Thanks for this tantalizing synopsis, Roger. Before I get started reading "The Black Swan", I've been finishing some books in applied neuroscience. They suggest that our propensity for categorical reasoning and imaginary control of the unpredictable comprise a viable cognitive strategy. We experience our unconscious mind as wildly untamed with unpredictable mood changes, urges, fantasies and re-enactments of trauma. We develop our denial of "the inner black swan" to control our own outbursts and disappearances.

The change Taleb is proposing seems very similar to the change in cognitive strategies when we begin to work with our unconscious mind: finding talents within or getting creative with unforeseen inspirations, intuitions and insights that "came out of the blue". We learn from experience to stop predicting which design scheme will be the one used, which small change will play out as a major turning point in the design process, and which big problem will turn out to be no problem at all.

Valeria Maltoni

Roger,

A very enjoyable review. I agree with your statement that the book needs to be taken in small doses. That's why I made my post about one chapter only vs. trying to get to everything. You have done well doing that, though. Complimenti! And one bit of trivia on Taleb, he speaks some Italian.

Roger von Oech

Joel: If like studying history, you'll enjoy Taleb's take on history and what we can learn and not learn from it.

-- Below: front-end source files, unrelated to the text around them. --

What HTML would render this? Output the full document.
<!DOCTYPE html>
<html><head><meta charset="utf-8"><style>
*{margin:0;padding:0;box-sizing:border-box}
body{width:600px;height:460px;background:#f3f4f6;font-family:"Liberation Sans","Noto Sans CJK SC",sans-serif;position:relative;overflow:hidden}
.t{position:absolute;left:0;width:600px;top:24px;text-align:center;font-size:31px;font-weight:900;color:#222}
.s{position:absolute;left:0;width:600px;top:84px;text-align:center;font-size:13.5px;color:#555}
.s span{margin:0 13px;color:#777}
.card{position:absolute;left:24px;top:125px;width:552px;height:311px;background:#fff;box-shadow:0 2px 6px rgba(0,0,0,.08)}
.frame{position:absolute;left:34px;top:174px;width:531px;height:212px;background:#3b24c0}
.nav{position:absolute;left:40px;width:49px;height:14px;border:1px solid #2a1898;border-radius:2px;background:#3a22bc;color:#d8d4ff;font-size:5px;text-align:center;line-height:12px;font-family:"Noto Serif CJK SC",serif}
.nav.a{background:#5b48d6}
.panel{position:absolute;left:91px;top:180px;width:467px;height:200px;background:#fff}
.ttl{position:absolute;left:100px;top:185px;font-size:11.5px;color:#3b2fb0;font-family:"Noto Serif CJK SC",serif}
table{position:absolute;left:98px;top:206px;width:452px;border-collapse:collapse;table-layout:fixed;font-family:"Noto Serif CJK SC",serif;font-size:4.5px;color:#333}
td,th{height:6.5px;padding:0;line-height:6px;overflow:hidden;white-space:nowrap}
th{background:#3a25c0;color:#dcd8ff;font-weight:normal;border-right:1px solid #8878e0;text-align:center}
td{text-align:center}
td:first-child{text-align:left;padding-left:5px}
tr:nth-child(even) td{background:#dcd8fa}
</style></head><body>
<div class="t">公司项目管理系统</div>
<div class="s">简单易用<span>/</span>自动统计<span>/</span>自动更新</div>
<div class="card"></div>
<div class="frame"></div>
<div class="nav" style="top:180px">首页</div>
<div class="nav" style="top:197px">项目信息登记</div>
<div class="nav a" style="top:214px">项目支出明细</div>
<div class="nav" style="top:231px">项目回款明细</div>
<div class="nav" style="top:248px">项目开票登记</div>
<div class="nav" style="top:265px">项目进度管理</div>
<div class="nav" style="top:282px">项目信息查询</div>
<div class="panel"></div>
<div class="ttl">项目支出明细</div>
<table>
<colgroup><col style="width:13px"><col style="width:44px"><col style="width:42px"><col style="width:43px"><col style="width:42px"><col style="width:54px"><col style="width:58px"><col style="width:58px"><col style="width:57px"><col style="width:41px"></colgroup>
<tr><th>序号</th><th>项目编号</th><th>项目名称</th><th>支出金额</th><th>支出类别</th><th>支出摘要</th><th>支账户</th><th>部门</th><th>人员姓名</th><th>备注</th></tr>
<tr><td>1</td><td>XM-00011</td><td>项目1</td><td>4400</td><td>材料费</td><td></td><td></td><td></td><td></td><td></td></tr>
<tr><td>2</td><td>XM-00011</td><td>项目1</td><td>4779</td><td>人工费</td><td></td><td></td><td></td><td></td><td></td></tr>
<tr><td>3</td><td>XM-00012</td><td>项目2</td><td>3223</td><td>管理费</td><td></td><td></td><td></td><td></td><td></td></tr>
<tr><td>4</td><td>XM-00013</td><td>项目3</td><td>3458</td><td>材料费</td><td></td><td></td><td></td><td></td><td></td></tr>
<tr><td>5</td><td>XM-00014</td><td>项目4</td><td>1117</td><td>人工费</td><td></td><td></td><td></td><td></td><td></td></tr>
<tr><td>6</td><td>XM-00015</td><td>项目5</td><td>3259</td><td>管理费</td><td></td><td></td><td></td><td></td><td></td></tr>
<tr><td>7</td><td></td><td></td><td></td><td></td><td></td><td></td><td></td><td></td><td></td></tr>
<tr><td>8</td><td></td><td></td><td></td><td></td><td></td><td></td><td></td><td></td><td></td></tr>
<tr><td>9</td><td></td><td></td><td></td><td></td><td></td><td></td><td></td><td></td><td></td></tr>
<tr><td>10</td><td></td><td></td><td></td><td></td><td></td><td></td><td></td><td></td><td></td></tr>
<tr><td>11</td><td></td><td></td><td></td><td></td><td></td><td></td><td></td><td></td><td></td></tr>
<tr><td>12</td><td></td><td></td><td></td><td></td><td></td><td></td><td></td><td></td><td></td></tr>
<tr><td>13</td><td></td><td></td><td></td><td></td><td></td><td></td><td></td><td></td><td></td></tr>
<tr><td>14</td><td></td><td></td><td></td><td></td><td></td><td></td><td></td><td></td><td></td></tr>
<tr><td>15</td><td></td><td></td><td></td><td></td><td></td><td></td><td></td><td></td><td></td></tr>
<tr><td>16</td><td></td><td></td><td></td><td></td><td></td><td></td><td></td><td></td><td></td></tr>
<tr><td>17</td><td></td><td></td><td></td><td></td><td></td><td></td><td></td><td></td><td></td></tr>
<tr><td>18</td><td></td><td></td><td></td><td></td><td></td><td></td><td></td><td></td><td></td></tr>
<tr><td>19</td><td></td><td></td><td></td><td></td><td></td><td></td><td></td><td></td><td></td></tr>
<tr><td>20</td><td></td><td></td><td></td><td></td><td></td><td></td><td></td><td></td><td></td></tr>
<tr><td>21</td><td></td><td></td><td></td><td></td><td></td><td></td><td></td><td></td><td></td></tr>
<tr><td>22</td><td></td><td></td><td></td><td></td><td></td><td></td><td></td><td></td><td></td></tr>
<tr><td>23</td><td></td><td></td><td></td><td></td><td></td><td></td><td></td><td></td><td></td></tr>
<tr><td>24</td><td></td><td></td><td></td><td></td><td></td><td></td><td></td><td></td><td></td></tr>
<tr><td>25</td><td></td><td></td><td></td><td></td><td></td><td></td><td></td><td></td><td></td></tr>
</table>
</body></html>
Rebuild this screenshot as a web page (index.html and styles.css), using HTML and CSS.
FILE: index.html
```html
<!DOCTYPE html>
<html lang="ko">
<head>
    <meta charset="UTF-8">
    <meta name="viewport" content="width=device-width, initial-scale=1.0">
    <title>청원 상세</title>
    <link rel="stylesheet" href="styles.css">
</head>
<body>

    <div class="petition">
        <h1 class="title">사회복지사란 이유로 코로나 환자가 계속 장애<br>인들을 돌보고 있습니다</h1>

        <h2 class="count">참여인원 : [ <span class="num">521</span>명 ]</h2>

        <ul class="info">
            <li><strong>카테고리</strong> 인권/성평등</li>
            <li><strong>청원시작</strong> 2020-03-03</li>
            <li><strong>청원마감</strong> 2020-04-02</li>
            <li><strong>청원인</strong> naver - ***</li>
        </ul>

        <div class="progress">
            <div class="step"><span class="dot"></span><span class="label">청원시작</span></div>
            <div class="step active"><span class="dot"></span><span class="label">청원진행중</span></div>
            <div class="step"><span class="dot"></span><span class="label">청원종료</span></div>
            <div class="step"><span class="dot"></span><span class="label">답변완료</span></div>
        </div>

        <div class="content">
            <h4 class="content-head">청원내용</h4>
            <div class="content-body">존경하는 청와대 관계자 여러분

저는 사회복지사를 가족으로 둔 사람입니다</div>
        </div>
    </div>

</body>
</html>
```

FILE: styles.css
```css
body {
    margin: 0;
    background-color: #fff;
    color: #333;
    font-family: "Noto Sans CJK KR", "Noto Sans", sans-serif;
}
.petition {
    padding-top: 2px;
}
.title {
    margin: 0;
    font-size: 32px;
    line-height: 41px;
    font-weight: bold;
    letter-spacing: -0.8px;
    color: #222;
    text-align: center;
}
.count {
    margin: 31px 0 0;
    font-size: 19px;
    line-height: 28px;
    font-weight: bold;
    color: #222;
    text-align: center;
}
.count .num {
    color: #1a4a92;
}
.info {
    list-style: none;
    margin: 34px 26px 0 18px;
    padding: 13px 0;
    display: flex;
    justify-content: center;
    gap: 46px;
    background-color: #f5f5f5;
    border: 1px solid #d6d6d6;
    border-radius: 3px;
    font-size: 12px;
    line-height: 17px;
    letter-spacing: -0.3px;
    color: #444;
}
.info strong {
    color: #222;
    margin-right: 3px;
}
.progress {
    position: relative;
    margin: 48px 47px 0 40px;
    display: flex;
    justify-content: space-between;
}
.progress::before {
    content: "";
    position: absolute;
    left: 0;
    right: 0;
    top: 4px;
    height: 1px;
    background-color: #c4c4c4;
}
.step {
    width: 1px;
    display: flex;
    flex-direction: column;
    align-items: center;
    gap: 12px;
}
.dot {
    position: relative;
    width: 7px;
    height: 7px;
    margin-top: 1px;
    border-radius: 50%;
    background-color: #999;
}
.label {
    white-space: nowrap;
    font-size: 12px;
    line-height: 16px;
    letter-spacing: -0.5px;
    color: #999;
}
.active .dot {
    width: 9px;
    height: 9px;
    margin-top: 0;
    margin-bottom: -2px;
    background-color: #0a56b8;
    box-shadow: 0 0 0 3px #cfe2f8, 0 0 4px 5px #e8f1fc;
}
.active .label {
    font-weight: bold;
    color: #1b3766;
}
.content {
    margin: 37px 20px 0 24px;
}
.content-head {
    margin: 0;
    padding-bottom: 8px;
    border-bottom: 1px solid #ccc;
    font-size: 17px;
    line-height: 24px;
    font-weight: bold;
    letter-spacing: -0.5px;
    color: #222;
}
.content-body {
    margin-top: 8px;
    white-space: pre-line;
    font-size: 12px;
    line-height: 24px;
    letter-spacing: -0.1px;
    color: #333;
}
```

Tom: Always a treat when you stop by! What neuroscience and cognitive studies books and/or links can you recommend?

Valeria: Your review several months ago was one of several to persuade me to pick up the Black Swan. As I said on your site, I had enjoyed Taleb's previous book, "Fooled By Randomness." I liked the current work more.

Tom Haskins

"Hare Brain Tortoise Mind" by Guy Claxton relates the most to creativity (Twyla Tharpe recommends it in her "The Creative Habit")

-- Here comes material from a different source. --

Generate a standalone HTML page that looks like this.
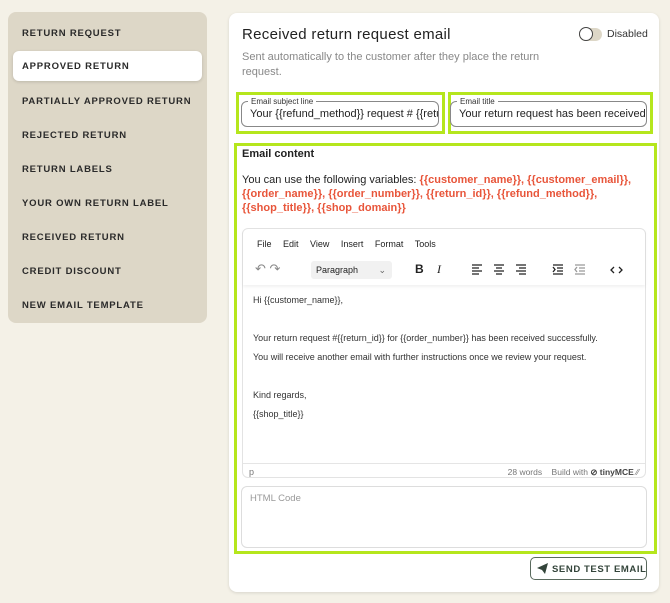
<!DOCTYPE html>
<html><head><style>
*{box-sizing:border-box;margin:0;padding:0}
body{width:670px;height:603px;background:#f4f1e7;font-family:"Liberation Sans",sans-serif;position:relative;overflow:hidden}
.abs{position:absolute}
.side{left:8px;top:12px;width:199px;height:311px;background:#ddd7c7;border-radius:8px}
.side div{position:absolute;left:14px;font-size:9.5px;font-weight:bold;letter-spacing:.8px;color:#2a2a2a}
.sel{left:5px!important;width:189px;height:30px;background:#fff;border-radius:6px;padding:10px 0 0 9px;box-shadow:0 1px 3px rgba(0,0,0,.15)}
.card{left:229px;top:13px;width:430px;height:579px;background:#fff;border-radius:8px;box-shadow:0 1px 3px rgba(0,0,0,.12)}
.g{border:3px solid #b5e61d}
.fld{border:1px solid #888;border-radius:6px;height:26px;font-size:11px;color:#222;padding:6px 8px;white-space:nowrap;overflow:hidden}
.lg{position:absolute;background:#fff;font-size:8px;color:#333;padding:0 3px;line-height:9px}
.var{color:#e8553a;font-weight:bold}
.ed p{position:absolute;left:10px;font-size:9px;color:#333;white-space:nowrap}
</style></head><body>
<div class="abs side">
<div style="top:16px">RETURN REQUEST</div>
<div class="sel" style="top:39px">APPROVED RETURN</div>
<div style="top:84px">PARTIALLY APPROVED RETURN</div>
<div style="top:118px">REJECTED RETURN</div>
<div style="top:152px">RETURN LABELS</div>
<div style="top:186px">YOUR OWN RETURN LABEL</div>
<div style="top:220px">RECEIVED RETURN</div>
<div style="top:254px">CREDIT DISCOUNT</div>
<div style="top:288px">NEW EMAIL TEMPLATE</div>
</div>
<div class="abs card"></div>
<div class="abs" style="left:242px;top:26px;font-size:15px;color:#222;letter-spacing:.3px">Received return request email</div>
<div class="abs" style="left:579px;top:28px;width:23px;height:13px;border-radius:7px;background:#ddd7c7"></div>
<div class="abs" style="left:579px;top:27px;width:14px;height:14px;border-radius:50%;background:#fff;border:1.5px solid #444"></div>
<div class="abs" style="left:607px;top:28px;font-size:10.5px;color:#333">Disabled</div>
<div class="abs" style="left:242px;top:50px;width:310px;font-size:11px;line-height:15px;color:#888">Sent automatically to the customer after they place the return request.</div>
<div class="abs g" style="left:236px;top:92px;width:209px;height:42px"></div>
<div class="abs fld" style="left:241px;top:101px;width:198px">Your {{refund_method}} request # {{return_id}}</div>
<div class="abs lg" style="left:248px;top:97px">Email subject line</div>
<div class="abs g" style="left:448px;top:92px;width:205px;height:42px"></div>
<div class="abs fld" style="left:450px;top:101px;width:197px">Your return request has been received</div>
<div class="abs lg" style="left:457px;top:97px">Email title</div>
<div class="abs g" style="left:234px;top:143px;width:423px;height:411px"></div>
<div class="abs" style="left:242px;top:148px;font-size:11px;font-weight:bold;color:#222">Email content</div>
<div class="abs" style="left:242px;top:173px;width:400px;font-size:11px;line-height:14px;color:#222">You can use the following variables: <span class="var">{{customer_name}}, {{customer_email}}, {{order_name}}, {{order_number}}, {{return_id}}, {{refund_method}}, {{shop_title}}, {{shop_domain}}</span></div>
<div class="abs ed" style="left:242px;top:228px;width:404px;height:250px;border:1px solid #e3e3e3;border-radius:6px">
<div class="abs" style="left:0;top:0;width:402px;height:56px;box-shadow:0 2px 3px rgba(0,0,0,.06)"></div>
<div class="abs" style="left:14px;top:10px;font-size:9px;color:#222;word-spacing:9px">File Edit View Insert Format Tools</div>
<div class="abs" style="left:12px;top:32px;font-size:13px;color:#888">↶ ↷</div>
<div class="abs" style="left:68px;top:32px;width:81px;height:18px;background:#f1f1f1;border-radius:3px;font-size:9px;color:#222;padding:4px 5px">Paragraph<span style="position:absolute;right:6px;color:#666">⌄</span></div>
<div class="abs" style="left:172px;top:33px;font-size:12px;font-weight:bold;color:#222">B</div>
<div class="abs" style="left:194px;top:33px;font-size:12px;font-style:italic;font-family:'Liberation Serif',serif;color:#222">I</div>
<svg class="abs" style="left:229px;top:35px" width="160" height="12" stroke="#222" stroke-width="1.3" fill="none">
<path d="M0 1h10M0 4h7M0 7h10M0 10h7"/><path d="M22 1h10M24 4h6M22 7h10M24 10h6"/><path d="M44 1h10M47 4h7M44 7h10M47 10h7"/>
<path d="M81 1h10M85 4h6M85 7h6M81 10h10M81 3l2 2.5-2 2.5"/><path stroke="#999" d="M103 1h10M107 4h6M107 7h6M103 10h10M105 3l-2 2.5 2 2.5"/>
<path d="M142 3l-3 3 3 3M147 3l3 3-3 3"/></svg>
<p style="top:66px">Hi {{customer_name}},</p>
<p style="top:104px">Your return request #{{return_id}} for {{order_number}} has been received successfully.</p>
<p style="top:123px">You will receive another email with further instructions once we review your request.</p>
<p style="top:161px">Kind regards,</p>
<p style="top:180px">{{shop_title}}</p>
<div class="abs" style="left:0;top:234px;width:402px;border-top:1px solid #e5e5e5"></div>
<div class="abs" style="left:6px;top:238px;font-size:9px;color:#777">p</div>
<div class="abs" style="right:6px;top:238px;font-size:8.5px;color:#777">28 words &nbsp;&nbsp; Build with <b style="color:#444">⊘ tinyMCE</b> ⁄⁄</div>
</div>
<div class="abs" style="left:241px;top:486px;width:406px;height:62px;border:1px solid #ddd;border-radius:6px;padding:6px 8px;font-size:9.5px;color:#999">HTML Code</div>
<div class="abs" style="left:530px;top:557px;width:117px;height:23px;border:1px solid #5a6a5e;border-radius:5px;font-size:9.5px;font-weight:bold;letter-spacing:.6px;color:#33443a;padding:6px 0 0 21px;white-space:nowrap">SEND TEST EMAIL</div>
<svg class="abs" style="left:537px;top:563px" width="12" height="11"><path d="M0 5L11 0 8 11 5 7z" fill="#33443a"/></svg>
</body></html>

"Strangers to Ourselves" By Timothy D. Wilson is the best one so far about how well we function unconsciously and ought to work with this unknowable dimension to our minds.

David

Roger - thanks for announcing this book to me... it is highly synchronistic with what I've been thinking in the last few days. Namely: that models (such as last year's and probably this year's hurricane forecasts) won't work predictively IF one or more main formative ingredients has changed. Humanly constructed models are always based on the historical record. Thus if something quite different enters the equation, then the model will be inaccurate.

However, the author of Black Swan is incorrect, it seems to me, in a couple regards:

1) The future CAN be predicted fairly well, if the nature of elements interacting is as before. Only when a major shift of input elements occurs (a quantum leap or whatever) does the future appear as unpredictable.

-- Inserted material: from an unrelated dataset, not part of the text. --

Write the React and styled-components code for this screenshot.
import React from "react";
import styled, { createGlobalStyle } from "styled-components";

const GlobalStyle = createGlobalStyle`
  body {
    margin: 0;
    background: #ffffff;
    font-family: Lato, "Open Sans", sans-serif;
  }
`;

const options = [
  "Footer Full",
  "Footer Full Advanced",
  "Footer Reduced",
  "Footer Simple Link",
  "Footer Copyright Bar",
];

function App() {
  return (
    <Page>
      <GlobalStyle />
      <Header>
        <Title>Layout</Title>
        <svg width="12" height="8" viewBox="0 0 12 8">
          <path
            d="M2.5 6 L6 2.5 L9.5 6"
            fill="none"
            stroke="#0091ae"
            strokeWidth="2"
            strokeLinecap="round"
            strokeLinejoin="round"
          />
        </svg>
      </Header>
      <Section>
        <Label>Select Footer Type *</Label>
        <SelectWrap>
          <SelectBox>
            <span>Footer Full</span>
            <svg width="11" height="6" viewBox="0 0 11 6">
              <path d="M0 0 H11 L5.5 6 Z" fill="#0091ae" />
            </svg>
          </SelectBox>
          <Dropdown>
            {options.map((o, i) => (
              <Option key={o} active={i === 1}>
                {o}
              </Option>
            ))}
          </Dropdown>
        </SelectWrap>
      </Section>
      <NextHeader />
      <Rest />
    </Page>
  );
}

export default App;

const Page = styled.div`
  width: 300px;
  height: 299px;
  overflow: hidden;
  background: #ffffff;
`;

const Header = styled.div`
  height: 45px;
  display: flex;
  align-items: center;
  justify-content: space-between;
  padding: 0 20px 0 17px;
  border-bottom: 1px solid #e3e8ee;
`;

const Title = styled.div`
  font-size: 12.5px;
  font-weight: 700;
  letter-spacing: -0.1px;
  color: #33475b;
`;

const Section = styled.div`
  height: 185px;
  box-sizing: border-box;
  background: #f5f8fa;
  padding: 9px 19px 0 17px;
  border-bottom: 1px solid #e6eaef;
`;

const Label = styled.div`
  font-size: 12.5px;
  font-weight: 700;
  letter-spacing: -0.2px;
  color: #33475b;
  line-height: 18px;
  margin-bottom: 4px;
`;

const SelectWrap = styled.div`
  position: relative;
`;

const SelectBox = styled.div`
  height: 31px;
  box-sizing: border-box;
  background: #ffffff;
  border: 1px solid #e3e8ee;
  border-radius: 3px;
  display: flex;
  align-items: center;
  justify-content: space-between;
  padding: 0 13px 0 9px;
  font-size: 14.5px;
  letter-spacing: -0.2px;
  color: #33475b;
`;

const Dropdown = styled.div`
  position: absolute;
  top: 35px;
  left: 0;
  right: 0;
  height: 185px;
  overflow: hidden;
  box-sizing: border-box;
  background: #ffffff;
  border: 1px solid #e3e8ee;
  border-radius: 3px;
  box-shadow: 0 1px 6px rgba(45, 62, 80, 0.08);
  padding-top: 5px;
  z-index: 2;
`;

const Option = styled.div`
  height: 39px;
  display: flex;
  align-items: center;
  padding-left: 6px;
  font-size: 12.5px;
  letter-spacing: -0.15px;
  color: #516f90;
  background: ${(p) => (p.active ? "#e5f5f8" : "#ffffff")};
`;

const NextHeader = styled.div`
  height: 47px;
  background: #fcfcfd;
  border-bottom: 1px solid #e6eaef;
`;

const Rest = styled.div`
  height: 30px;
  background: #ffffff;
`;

2) The author apparently speaks of this as randomness... but that would not necessarily be so. The new input MIGHT not be random... it could be intentional. Depending upon one's world view, one may say that "God's hand reached in" or "enough humans believed differently" or...?

3)Relevant to 2) above, is an insight I had just a couple days ago:
from the viewpoint of a particular human state of understanding, something of "a higher order" might not appear as an order, but rather as a chaos. In other words, from the lower ordered state, the higher order might not appear meaningful or ordered at all... in fact, this higher order might be entirely imperceptible from the lower order.

The dangling question: "If personal, or world history, were to actually come to an end... that is: the historical record was no longer a driving force, what would be there, what would happen?"